--- Start TASK DATA ---
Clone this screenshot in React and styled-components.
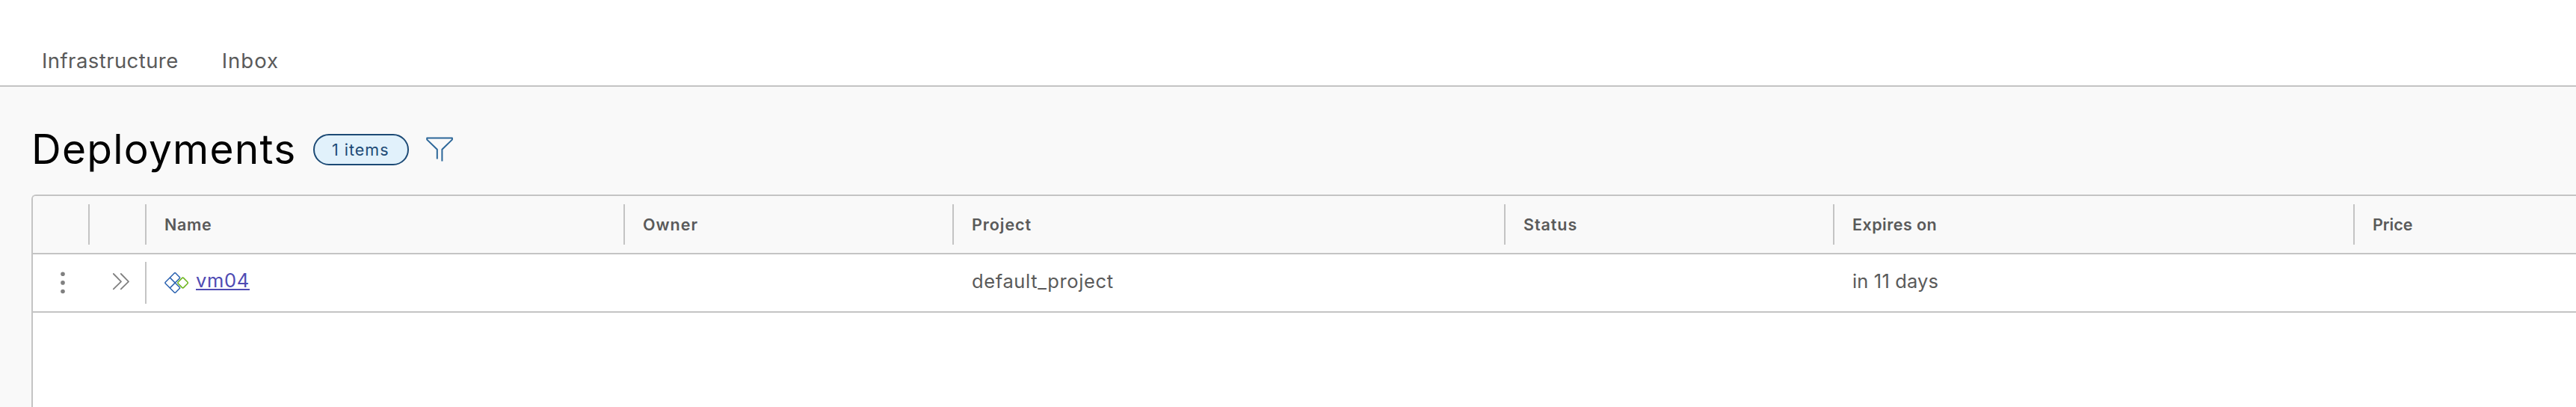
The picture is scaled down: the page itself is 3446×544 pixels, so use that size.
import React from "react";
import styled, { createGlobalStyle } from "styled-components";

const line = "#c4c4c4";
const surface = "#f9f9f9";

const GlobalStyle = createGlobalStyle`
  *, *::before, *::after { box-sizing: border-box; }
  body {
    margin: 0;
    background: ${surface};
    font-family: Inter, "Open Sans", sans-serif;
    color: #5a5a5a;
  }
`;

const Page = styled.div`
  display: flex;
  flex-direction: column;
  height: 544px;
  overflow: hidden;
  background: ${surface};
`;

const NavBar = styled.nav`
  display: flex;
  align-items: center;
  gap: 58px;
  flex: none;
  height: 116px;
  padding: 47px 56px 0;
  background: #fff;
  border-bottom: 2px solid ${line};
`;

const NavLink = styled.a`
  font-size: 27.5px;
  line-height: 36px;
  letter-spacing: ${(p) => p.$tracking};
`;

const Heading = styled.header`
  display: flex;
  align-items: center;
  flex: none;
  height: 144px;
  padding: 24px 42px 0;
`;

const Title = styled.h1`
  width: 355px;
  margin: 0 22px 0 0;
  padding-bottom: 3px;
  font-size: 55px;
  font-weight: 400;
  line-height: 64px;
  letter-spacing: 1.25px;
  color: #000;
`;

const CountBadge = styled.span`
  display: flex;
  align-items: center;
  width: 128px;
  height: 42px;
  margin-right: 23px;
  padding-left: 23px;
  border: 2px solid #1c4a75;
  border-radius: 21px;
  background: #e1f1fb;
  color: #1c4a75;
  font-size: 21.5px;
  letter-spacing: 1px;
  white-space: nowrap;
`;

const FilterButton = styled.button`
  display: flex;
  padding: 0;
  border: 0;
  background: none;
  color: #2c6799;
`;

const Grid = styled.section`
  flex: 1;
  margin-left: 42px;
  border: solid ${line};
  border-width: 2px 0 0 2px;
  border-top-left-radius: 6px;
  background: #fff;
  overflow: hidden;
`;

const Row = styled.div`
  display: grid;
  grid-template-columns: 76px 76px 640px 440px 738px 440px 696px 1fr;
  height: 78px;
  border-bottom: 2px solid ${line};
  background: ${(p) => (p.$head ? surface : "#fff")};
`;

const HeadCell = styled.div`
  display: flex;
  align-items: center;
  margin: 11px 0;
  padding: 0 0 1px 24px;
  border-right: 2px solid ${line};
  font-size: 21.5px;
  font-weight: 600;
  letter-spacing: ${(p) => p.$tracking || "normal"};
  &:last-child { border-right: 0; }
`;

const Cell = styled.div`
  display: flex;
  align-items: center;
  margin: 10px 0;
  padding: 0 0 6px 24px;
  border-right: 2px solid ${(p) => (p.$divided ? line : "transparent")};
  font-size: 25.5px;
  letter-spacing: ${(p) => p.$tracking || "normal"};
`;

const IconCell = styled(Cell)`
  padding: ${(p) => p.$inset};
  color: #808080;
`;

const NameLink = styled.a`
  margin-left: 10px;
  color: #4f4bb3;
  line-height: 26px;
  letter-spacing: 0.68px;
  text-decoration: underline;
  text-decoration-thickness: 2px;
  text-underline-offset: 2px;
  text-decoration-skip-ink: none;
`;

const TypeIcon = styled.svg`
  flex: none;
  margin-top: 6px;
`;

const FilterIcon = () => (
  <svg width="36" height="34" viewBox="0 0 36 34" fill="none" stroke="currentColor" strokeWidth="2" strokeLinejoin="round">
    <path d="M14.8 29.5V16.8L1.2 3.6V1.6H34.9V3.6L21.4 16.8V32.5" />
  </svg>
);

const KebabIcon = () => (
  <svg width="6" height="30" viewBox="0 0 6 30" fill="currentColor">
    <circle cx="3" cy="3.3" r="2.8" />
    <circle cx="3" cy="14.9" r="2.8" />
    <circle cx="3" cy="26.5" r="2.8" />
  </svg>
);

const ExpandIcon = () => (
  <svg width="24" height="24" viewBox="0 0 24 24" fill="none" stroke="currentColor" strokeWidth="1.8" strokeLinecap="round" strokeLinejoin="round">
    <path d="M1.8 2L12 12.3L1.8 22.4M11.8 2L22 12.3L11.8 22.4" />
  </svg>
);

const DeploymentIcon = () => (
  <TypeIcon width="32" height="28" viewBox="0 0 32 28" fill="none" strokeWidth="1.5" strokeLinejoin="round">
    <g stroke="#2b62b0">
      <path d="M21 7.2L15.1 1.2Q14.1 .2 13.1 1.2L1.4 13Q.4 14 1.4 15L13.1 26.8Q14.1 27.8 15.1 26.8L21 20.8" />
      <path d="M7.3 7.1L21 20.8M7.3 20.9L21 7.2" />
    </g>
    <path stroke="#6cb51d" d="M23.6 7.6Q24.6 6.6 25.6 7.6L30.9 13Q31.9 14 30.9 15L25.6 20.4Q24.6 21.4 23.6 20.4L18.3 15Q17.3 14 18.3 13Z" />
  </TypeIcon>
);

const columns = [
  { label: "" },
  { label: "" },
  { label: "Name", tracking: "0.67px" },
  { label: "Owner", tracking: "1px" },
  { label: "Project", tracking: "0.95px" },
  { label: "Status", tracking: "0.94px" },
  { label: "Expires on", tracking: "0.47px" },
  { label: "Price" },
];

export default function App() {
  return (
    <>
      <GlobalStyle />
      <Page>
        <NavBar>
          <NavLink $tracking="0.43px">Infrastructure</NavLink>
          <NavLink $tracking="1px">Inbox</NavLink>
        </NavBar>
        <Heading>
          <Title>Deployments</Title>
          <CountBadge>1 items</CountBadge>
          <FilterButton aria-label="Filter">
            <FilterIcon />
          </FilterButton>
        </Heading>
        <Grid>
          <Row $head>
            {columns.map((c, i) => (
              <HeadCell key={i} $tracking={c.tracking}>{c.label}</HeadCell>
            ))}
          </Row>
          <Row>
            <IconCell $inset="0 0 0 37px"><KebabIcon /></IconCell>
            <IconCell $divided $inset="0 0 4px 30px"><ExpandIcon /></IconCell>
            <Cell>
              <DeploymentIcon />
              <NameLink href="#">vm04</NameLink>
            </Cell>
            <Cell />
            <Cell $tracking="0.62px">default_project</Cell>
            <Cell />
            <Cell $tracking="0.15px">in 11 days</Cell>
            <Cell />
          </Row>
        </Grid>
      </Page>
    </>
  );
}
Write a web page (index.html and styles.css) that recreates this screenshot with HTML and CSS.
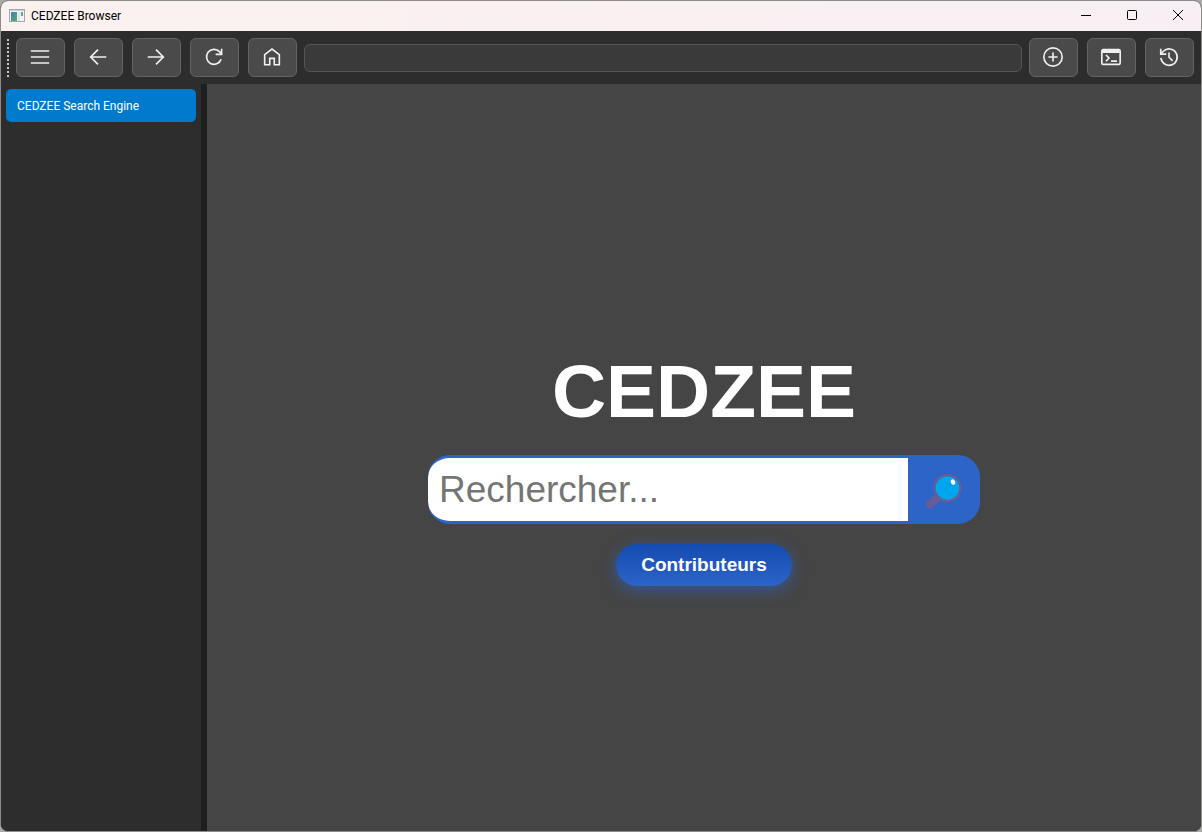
--- End TASK DATA ---
*TASK OBJECTIVE:*
Copy the whole of the material above exactly, but not its images.

*THE ANSWER:*
Clone this screenshot in React and styled-components.
The picture is scaled down: the page itself is 3446×544 pixels, so use that size.
import React from "react";
import styled, { createGlobalStyle } from "styled-components";

const line = "#c4c4c4";
const surface = "#f9f9f9";

const GlobalStyle = createGlobalStyle`
  *, *::before, *::after { box-sizing: border-box; }
  body {
    margin: 0;
    background: ${surface};
    font-family: Inter, "Open Sans", sans-serif;
    color: #5a5a5a;
  }
`;

const Page = styled.div`
  display: flex;
  flex-direction: column;
  height: 544px;
  overflow: hidden;
  background: ${surface};
`;

const NavBar = styled.nav`
  display: flex;
  align-items: center;
  gap: 58px;
  flex: none;
  height: 116px;
  padding: 47px 56px 0;
  background: #fff;
  border-bottom: 2px solid ${line};
`;

const NavLink = styled.a`
  font-size: 27.5px;
  line-height: 36px;
  letter-spacing: ${(p) => p.$tracking};
`;

const Heading = styled.header`
  display: flex;
  align-items: center;
  flex: none;
  height: 144px;
  padding: 24px 42px 0;
`;

const Title = styled.h1`
  width: 355px;
  margin: 0 22px 0 0;
  padding-bottom: 3px;
  font-size: 55px;
  font-weight: 400;
  line-height: 64px;
  letter-spacing: 1.25px;
  color: #000;
`;

const CountBadge = styled.span`
  display: flex;
  align-items: center;
  width: 128px;
  height: 42px;
  margin-right: 23px;
  padding-left: 23px;
  border: 2px solid #1c4a75;
  border-radius: 21px;
  background: #e1f1fb;
  color: #1c4a75;
  font-size: 21.5px;
  letter-spacing: 1px;
  white-space: nowrap;
`;

const FilterButton = styled.button`
  display: flex;
  padding: 0;
  border: 0;
  background: none;
  color: #2c6799;
`;

const Grid = styled.section`
  flex: 1;
  margin-left: 42px;
  border: solid ${line};
  border-width: 2px 0 0 2px;
  border-top-left-radius: 6px;
  background: #fff;
  overflow: hidden;
`;

const Row = styled.div`
  display: grid;
  grid-template-columns: 76px 76px 640px 440px 738px 440px 696px 1fr;
  height: 78px;
  border-bottom: 2px solid ${line};
  background: ${(p) => (p.$head ? surface : "#fff")};
`;

const HeadCell = styled.div`
  display: flex;
  align-items: center;
  margin: 11px 0;
  padding: 0 0 1px 24px;
  border-right: 2px solid ${line};
  font-size: 21.5px;
  font-weight: 600;
  letter-spacing: ${(p) => p.$tracking || "normal"};
  &:last-child { border-right: 0; }
`;

const Cell = styled.div`
  display: flex;
  align-items: center;
  margin: 10px 0;
  padding: 0 0 6px 24px;
  border-right: 2px solid ${(p) => (p.$divided ? line : "transparent")};
  font-size: 25.5px;
  letter-spacing: ${(p) => p.$tracking || "normal"};
`;

const IconCell = styled(Cell)`
  padding: ${(p) => p.$inset};
  color: #808080;
`;

const NameLink = styled.a`
  margin-left: 10px;
  color: #4f4bb3;
  line-height: 26px;
  letter-spacing: 0.68px;
  text-decoration: underline;
  text-decoration-thickness: 2px;
  text-underline-offset: 2px;
  text-decoration-skip-ink: none;
`;

const TypeIcon = styled.svg`
  flex: none;
  margin-top: 6px;
`;

const FilterIcon = () => (
  <svg width="36" height="34" viewBox="0 0 36 34" fill="none" stroke="currentColor" strokeWidth="2" strokeLinejoin="round">
    <path d="M14.8 29.5V16.8L1.2 3.6V1.6H34.9V3.6L21.4 16.8V32.5" />
  </svg>
);

const KebabIcon = () => (
  <svg width="6" height="30" viewBox="0 0 6 30" fill="currentColor">
    <circle cx="3" cy="3.3" r="2.8" />
    <circle cx="3" cy="14.9" r="2.8" />
    <circle cx="3" cy="26.5" r="2.8" />
  </svg>
);

const ExpandIcon = () => (
  <svg width="24" height="24" viewBox="0 0 24 24" fill="none" stroke="currentColor" strokeWidth="1.8" strokeLinecap="round" strokeLinejoin="round">
    <path d="M1.8 2L12 12.3L1.8 22.4M11.8 2L22 12.3L11.8 22.4" />
  </svg>
);

const DeploymentIcon = () => (
  <TypeIcon width="32" height="28" viewBox="0 0 32 28" fill="none" strokeWidth="1.5" strokeLinejoin="round">
    <g stroke="#2b62b0">
      <path d="M21 7.2L15.1 1.2Q14.1 .2 13.1 1.2L1.4 13Q.4 14 1.4 15L13.1 26.8Q14.1 27.8 15.1 26.8L21 20.8" />
      <path d="M7.3 7.1L21 20.8M7.3 20.9L21 7.2" />
    </g>
    <path stroke="#6cb51d" d="M23.6 7.6Q24.6 6.6 25.6 7.6L30.9 13Q31.9 14 30.9 15L25.6 20.4Q24.6 21.4 23.6 20.4L18.3 15Q17.3 14 18.3 13Z" />
  </TypeIcon>
);

const columns = [
  { label: "" },
  { label: "" },
  { label: "Name", tracking: "0.67px" },
  { label: "Owner", tracking: "1px" },
  { label: "Project", tracking: "0.95px" },
  { label: "Status", tracking: "0.94px" },
  { label: "Expires on", tracking: "0.47px" },
  { label: "Price" },
];

export default function App() {
  return (
    <>
      <GlobalStyle />
      <Page>
        <NavBar>
          <NavLink $tracking="0.43px">Infrastructure</NavLink>
          <NavLink $tracking="1px">Inbox</NavLink>
        </NavBar>
        <Heading>
          <Title>Deployments</Title>
          <CountBadge>1 items</CountBadge>
          <FilterButton aria-label="Filter">
            <FilterIcon />
          </FilterButton>
        </Heading>
        <Grid>
          <Row $head>
            {columns.map((c, i) => (
              <HeadCell key={i} $tracking={c.tracking}>{c.label}</HeadCell>
            ))}
          </Row>
          <Row>
            <IconCell $inset="0 0 0 37px"><KebabIcon /></IconCell>
            <IconCell $divided $inset="0 0 4px 30px"><ExpandIcon /></IconCell>
            <Cell>
              <DeploymentIcon />
              <NameLink href="#">vm04</NameLink>
            </Cell>
            <Cell />
            <Cell $tracking="0.62px">default_project</Cell>
            <Cell />
            <Cell $tracking="0.15px">in 11 days</Cell>
            <Cell />
          </Row>
        </Grid>
      </Page>
    </>
  );
}
Write a web page (index.html and styles.css) that recreates this screenshot with HTML and CSS.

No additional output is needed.